BEGIN Provided data

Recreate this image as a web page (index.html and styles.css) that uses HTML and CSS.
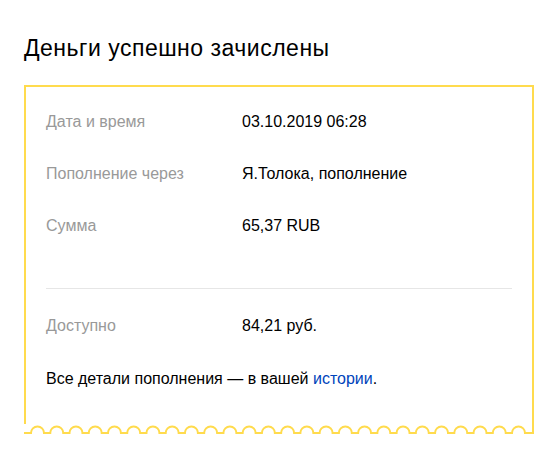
FILE: index.html
```html
<!DOCTYPE html>
<html lang="ru">
<head>
<meta charset="utf-8">
<title>Деньги успешно зачислены</title>
<link rel="stylesheet" href="styles.css">
</head>
<body>
<main class="page">
  <h1 class="title">Деньги успешно зачислены</h1>
  <section class="receipt">
    <div class="receipt-body">
      <dl class="details">
        <dt class="label">Дата и время</dt>
        <dd class="value">03.10.2019 06:28</dd>
        <dt class="label">Пополнение через</dt>
        <dd class="value">Я.Толока, пополнение</dd>
        <dt class="label">Сумма</dt>
        <dd class="value">65,37 RUB</dd>
      </dl>
      <hr class="divider">
      <dl class="details">
        <dt class="label">Доступно</dt>
        <dd class="value">84,21 руб.</dd>
      </dl>
      <p class="note">Все детали пополнения — в вашей <a class="link" href="#">истории</a>.</p>
    </div>
    <svg class="edge" width="510" height="10" viewBox="0 0 510 10" aria-hidden="true">
      <path fill="none" stroke="#ffdb4d" stroke-width="2" d="M0 9 h7 a6.5 6.5 0 0 1 13 0 h6.24 a6.5 6.5 0 0 1 13 0 h6.24 a6.5 6.5 0 0 1 13 0 h6.24 a6.5 6.5 0 0 1 13 0 h6.24 a6.5 6.5 0 0 1 13 0 h6.24 a6.5 6.5 0 0 1 13 0 h6.24 a6.5 6.5 0 0 1 13 0 h6.24 a6.5 6.5 0 0 1 13 0 h6.24 a6.5 6.5 0 0 1 13 0 h6.24 a6.5 6.5 0 0 1 13 0 h6.24 a6.5 6.5 0 0 1 13 0 h6.24 a6.5 6.5 0 0 1 13 0 h6.24 a6.5 6.5 0 0 1 13 0 h6.24 a6.5 6.5 0 0 1 13 0 h6.24 a6.5 6.5 0 0 1 13 0 h6.24 a6.5 6.5 0 0 1 13 0 h6.24 a6.5 6.5 0 0 1 13 0 h6.24 a6.5 6.5 0 0 1 13 0 h6.24 a6.5 6.5 0 0 1 13 0 h6.24 a6.5 6.5 0 0 1 13 0 h6.24 a6.5 6.5 0 0 1 13 0 h6.24 a6.5 6.5 0 0 1 13 0 h6.24 a6.5 6.5 0 0 1 13 0 h6.24 a6.5 6.5 0 0 1 13 0 h6.24 a6.5 6.5 0 0 1 13 0 h6.24 a6.5 6.5 0 0 1 13 0 H509 V0"/>
    </svg>
  </section>
</main>
</body>
</html>
```

FILE: styles.css
```css
* { box-sizing: border-box; }

body {
  margin: 0;
  background: #fff;
  font-family: "Liberation Sans", Arial, sans-serif;
  color: #000;
}

.page {
  padding: 34px 0 0 24px;
}

.title {
  margin: 0;
  font-size: 23px;
  line-height: 28px;
  letter-spacing: 0.5px;
  font-weight: normal;
}

.receipt {
  width: 510px;
  margin-top: 23px;
}

.receipt-body {
  border: 2px solid #ffdb4d;
  border-bottom: 0;
  padding: 25px 20px 35px;
}

.details {
  display: grid;
  grid-template-columns: 196px 1fr;
  row-gap: 32px;
  margin: 0;
  font-size: 16px;
  line-height: 20px;
}

.label {
  color: #999;
}

.value {
  margin: 0;
}

.divider {
  border: 0;
  border-top: 1px solid #e6e6e6;
  margin: 52px 0 27px;
}

.note {
  margin: 33px 0 0;
  font-size: 16px;
  line-height: 20px;
}

.link {
  color: #04b;
  text-decoration: none;
}

.edge {
  display: block;
}
```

END Provided data

Make an exact copy of the data above, pictures excluded.

Result →
Recreate this image as a web page (index.html and styles.css) that uses HTML and CSS.
FILE: index.html
```html
<!DOCTYPE html>
<html lang="ru">
<head>
<meta charset="utf-8">
<title>Деньги успешно зачислены</title>
<link rel="stylesheet" href="styles.css">
</head>
<body>
<main class="page">
  <h1 class="title">Деньги успешно зачислены</h1>
  <section class="receipt">
    <div class="receipt-body">
      <dl class="details">
        <dt class="label">Дата и время</dt>
        <dd class="value">03.10.2019 06:28</dd>
        <dt class="label">Пополнение через</dt>
        <dd class="value">Я.Толока, пополнение</dd>
        <dt class="label">Сумма</dt>
        <dd class="value">65,37 RUB</dd>
      </dl>
      <hr class="divider">
      <dl class="details">
        <dt class="label">Доступно</dt>
        <dd class="value">84,21 руб.</dd>
      </dl>
      <p class="note">Все детали пополнения — в вашей <a class="link" href="#">истории</a>.</p>
    </div>
    <svg class="edge" width="510" height="10" viewBox="0 0 510 10" aria-hidden="true">
      <path fill="none" stroke="#ffdb4d" stroke-width="2" d="M0 9 h7 a6.5 6.5 0 0 1 13 0 h6.24 a6.5 6.5 0 0 1 13 0 h6.24 a6.5 6.5 0 0 1 13 0 h6.24 a6.5 6.5 0 0 1 13 0 h6.24 a6.5 6.5 0 0 1 13 0 h6.24 a6.5 6.5 0 0 1 13 0 h6.24 a6.5 6.5 0 0 1 13 0 h6.24 a6.5 6.5 0 0 1 13 0 h6.24 a6.5 6.5 0 0 1 13 0 h6.24 a6.5 6.5 0 0 1 13 0 h6.24 a6.5 6.5 0 0 1 13 0 h6.24 a6.5 6.5 0 0 1 13 0 h6.24 a6.5 6.5 0 0 1 13 0 h6.24 a6.5 6.5 0 0 1 13 0 h6.24 a6.5 6.5 0 0 1 13 0 h6.24 a6.5 6.5 0 0 1 13 0 h6.24 a6.5 6.5 0 0 1 13 0 h6.24 a6.5 6.5 0 0 1 13 0 h6.24 a6.5 6.5 0 0 1 13 0 h6.24 a6.5 6.5 0 0 1 13 0 h6.24 a6.5 6.5 0 0 1 13 0 h6.24 a6.5 6.5 0 0 1 13 0 h6.24 a6.5 6.5 0 0 1 13 0 h6.24 a6.5 6.5 0 0 1 13 0 h6.24 a6.5 6.5 0 0 1 13 0 h6.24 a6.5 6.5 0 0 1 13 0 H509 V0"/>
    </svg>
  </section>
</main>
</body>
</html>
```

FILE: styles.css
```css
* { box-sizing: border-box; }

body {
  margin: 0;
  background: #fff;
  font-family: "Liberation Sans", Arial, sans-serif;
  color: #000;
}

.page {
  padding: 34px 0 0 24px;
}

.title {
  margin: 0;
  font-size: 23px;
  line-height: 28px;
  letter-spacing: 0.5px;
  font-weight: normal;
}

.receipt {
  width: 510px;
  margin-top: 23px;
}

.receipt-body {
  border: 2px solid #ffdb4d;
  border-bottom: 0;
  padding: 25px 20px 35px;
}

.details {
  display: grid;
  grid-template-columns: 196px 1fr;
  row-gap: 32px;
  margin: 0;
  font-size: 16px;
  line-height: 20px;
}

.label {
  color: #999;
}

.value {
  margin: 0;
}

.divider {
  border: 0;
  border-top: 1px solid #e6e6e6;
  margin: 52px 0 27px;
}

.note {
  margin: 33px 0 0;
  font-size: 16px;
  line-height: 20px;
}

.link {
  color: #04b;
  text-decoration: none;
}

.edge {
  display: block;
}
```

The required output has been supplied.